A central quantitative result concerns the lifetime τ* of the TQC. By fitting the decay of |j_x| to an exponential form |j_x|≈A e^{−t/τ}, the authors extract τ for different system sizes. They find a linear scaling τ(N)≈α N+β, with a positive slope α, both for ε=0 and for small ε≠0 (the latter with a reduced slope). Consequently, τ grows without bound as N→∞, implying that the TQC becomes truly stable in the thermodynamic limit. This scaling is a direct consequence of the interplay between dissipation (which removes excess energy) and the quasi‑periodic drive (which prevents heating to an infinite‑temperature state).

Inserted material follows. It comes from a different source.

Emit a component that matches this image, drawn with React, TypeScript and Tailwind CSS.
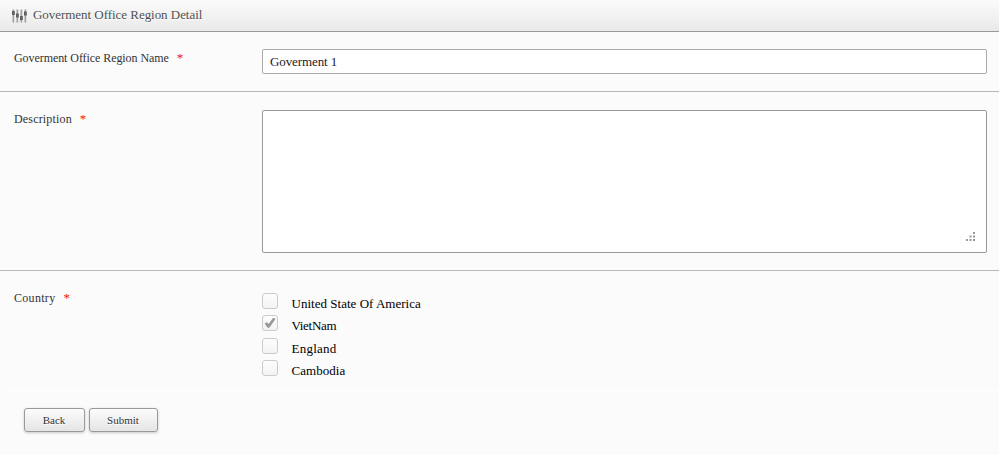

The paper concludes by emphasizing several implications. First, it shows that quasi‑periodic driving can stabilize non‑thermal phases in open quantum systems, extending the concept of pre‑thermal time crystals beyond closed, high‑frequency Floquet settings. Second, the open Dicke model is experimentally relevant to cavity QED and circuit‑QED platforms, suggesting that the predicted TQC could be observed with current technology. Third, the linear increase of τ with N provides a clear route to arbitrarily long coherence times by scaling up the number of atoms or qubits. Finally, the authors outline future directions: incorporating non‑Markovian baths, adding short‑range atom‑atom interactions, exploring other aperiodic sequences (Thue‑Morse, Sturmian), and investigating the relationship between TQC order and quantum entanglement or entropy growth.

Overall, the study delivers a comprehensive theoretical demonstration that a dissipative, quasi‑periodically driven Dicke system hosts a robust time quasicrystal, bridges the gap between semiclassical and fully quantum regimes, and opens a promising pathway for experimental realization of exotic non‑equilibrium phases.